▸ **Do this**: For the copy, please give all of the data again exactly and leave the pictures out.

▸ **Raw data**:
......

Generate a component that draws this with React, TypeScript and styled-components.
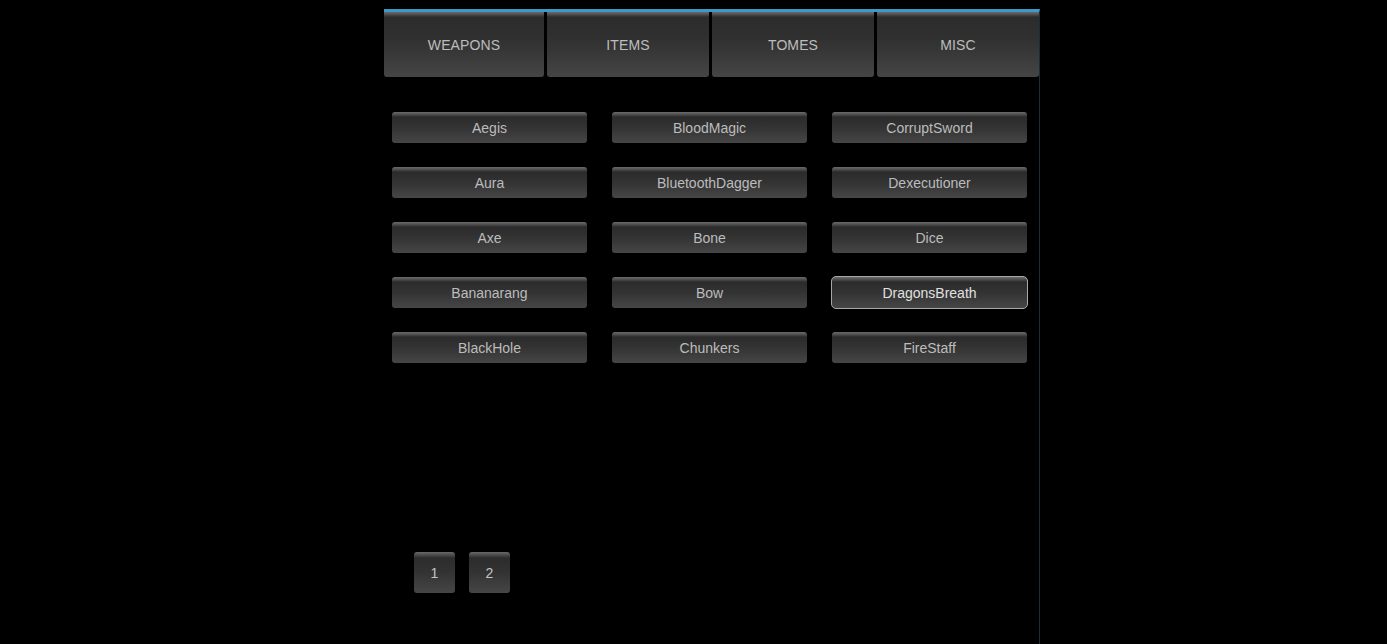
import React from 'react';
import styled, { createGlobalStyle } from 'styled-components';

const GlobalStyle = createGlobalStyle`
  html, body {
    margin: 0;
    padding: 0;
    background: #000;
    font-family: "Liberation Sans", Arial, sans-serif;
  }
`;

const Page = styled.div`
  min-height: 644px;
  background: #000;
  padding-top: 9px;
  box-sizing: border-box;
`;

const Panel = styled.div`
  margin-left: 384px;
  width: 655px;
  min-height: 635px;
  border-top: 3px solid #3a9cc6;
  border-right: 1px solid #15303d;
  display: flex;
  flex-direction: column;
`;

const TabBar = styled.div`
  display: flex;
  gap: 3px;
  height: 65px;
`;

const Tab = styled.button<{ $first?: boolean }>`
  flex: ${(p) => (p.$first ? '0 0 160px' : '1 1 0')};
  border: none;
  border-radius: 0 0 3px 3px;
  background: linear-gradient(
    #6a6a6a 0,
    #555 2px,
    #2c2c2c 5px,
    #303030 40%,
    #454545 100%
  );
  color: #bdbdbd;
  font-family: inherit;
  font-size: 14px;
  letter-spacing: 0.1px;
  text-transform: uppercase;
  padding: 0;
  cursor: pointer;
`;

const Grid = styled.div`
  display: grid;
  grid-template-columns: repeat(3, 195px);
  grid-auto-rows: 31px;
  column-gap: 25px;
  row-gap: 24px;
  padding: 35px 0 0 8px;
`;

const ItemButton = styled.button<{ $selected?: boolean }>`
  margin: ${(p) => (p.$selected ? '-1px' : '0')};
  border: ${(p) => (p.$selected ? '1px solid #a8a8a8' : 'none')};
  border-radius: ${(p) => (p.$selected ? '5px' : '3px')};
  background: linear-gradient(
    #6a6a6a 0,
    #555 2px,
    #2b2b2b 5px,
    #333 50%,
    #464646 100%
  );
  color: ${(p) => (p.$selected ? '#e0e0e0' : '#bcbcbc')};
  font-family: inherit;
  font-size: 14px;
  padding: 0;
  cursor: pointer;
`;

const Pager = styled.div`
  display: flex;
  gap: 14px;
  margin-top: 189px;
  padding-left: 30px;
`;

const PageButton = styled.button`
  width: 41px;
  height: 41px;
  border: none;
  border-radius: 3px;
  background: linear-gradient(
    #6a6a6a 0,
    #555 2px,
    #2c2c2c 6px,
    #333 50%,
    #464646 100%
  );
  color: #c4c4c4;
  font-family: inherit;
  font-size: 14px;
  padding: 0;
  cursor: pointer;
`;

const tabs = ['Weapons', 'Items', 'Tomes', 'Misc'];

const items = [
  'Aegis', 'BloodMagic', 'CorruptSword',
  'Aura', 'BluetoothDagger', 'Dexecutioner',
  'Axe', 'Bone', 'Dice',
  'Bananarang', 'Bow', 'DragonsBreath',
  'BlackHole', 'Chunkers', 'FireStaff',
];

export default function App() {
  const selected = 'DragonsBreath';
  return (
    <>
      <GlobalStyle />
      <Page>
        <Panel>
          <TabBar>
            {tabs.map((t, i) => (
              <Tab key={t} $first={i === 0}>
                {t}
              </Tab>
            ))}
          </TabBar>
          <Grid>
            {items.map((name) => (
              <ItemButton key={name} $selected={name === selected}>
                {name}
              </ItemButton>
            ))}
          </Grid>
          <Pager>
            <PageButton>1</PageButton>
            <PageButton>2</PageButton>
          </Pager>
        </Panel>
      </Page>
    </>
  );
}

......

▸ **Correct result**:
Generate a component that draws this with React, TypeScript and styled-components.
import React from 'react';
import styled, { createGlobalStyle } from 'styled-components';

const GlobalStyle = createGlobalStyle`
  html, body {
    margin: 0;
    padding: 0;
    background: #000;
    font-family: "Liberation Sans", Arial, sans-serif;
  }
`;

const Page = styled.div`
  min-height: 644px;
  background: #000;
  padding-top: 9px;
  box-sizing: border-box;
`;

const Panel = styled.div`
  margin-left: 384px;
  width: 655px;
  min-height: 635px;
  border-top: 3px solid #3a9cc6;
  border-right: 1px solid #15303d;
  display: flex;
  flex-direction: column;
`;

const TabBar = styled.div`
  display: flex;
  gap: 3px;
  height: 65px;
`;

const Tab = styled.button<{ $first?: boolean }>`
  flex: ${(p) => (p.$first ? '0 0 160px' : '1 1 0')};
  border: none;
  border-radius: 0 0 3px 3px;
  background: linear-gradient(
    #6a6a6a 0,
    #555 2px,
    #2c2c2c 5px,
    #303030 40%,
    #454545 100%
  );
  color: #bdbdbd;
  font-family: inherit;
  font-size: 14px;
  letter-spacing: 0.1px;
  text-transform: uppercase;
  padding: 0;
  cursor: pointer;
`;

const Grid = styled.div`
  display: grid;
  grid-template-columns: repeat(3, 195px);
  grid-auto-rows: 31px;
  column-gap: 25px;
  row-gap: 24px;
  padding: 35px 0 0 8px;
`;

const ItemButton = styled.button<{ $selected?: boolean }>`
  margin: ${(p) => (p.$selected ? '-1px' : '0')};
  border: ${(p) => (p.$selected ? '1px solid #a8a8a8' : 'none')};
  border-radius: ${(p) => (p.$selected ? '5px' : '3px')};
  background: linear-gradient(
    #6a6a6a 0,
    #555 2px,
    #2b2b2b 5px,
    #333 50%,
    #464646 100%
  );
  color: ${(p) => (p.$selected ? '#e0e0e0' : '#bcbcbc')};
  font-family: inherit;
  font-size: 14px;
  padding: 0;
  cursor: pointer;
`;

const Pager = styled.div`
  display: flex;
  gap: 14px;
  margin-top: 189px;
  padding-left: 30px;
`;

const PageButton = styled.button`
  width: 41px;
  height: 41px;
  border: none;
  border-radius: 3px;
  background: linear-gradient(
    #6a6a6a 0,
    #555 2px,
    #2c2c2c 6px,
    #333 50%,
    #464646 100%
  );
  color: #c4c4c4;
  font-family: inherit;
  font-size: 14px;
  padding: 0;
  cursor: pointer;
`;

const tabs = ['Weapons', 'Items', 'Tomes', 'Misc'];

const items = [
  'Aegis', 'BloodMagic', 'CorruptSword',
  'Aura', 'BluetoothDagger', 'Dexecutioner',
  'Axe', 'Bone', 'Dice',
  'Bananarang', 'Bow', 'DragonsBreath',
  'BlackHole', 'Chunkers', 'FireStaff',
];

export default function App() {
  const selected = 'DragonsBreath';
  return (
    <>
      <GlobalStyle />
      <Page>
        <Panel>
          <TabBar>
            {tabs.map((t, i) => (
              <Tab key={t} $first={i === 0}>
                {t}
              </Tab>
            ))}
          </TabBar>
          <Grid>
            {items.map((name) => (
              <ItemButton key={name} $selected={name === selected}>
                {name}
              </ItemButton>
            ))}
          </Grid>
          <Pager>
            <PageButton>1</PageButton>
            <PageButton>2</PageButton>
          </Pager>
        </Panel>
      </Page>
    </>
  );
}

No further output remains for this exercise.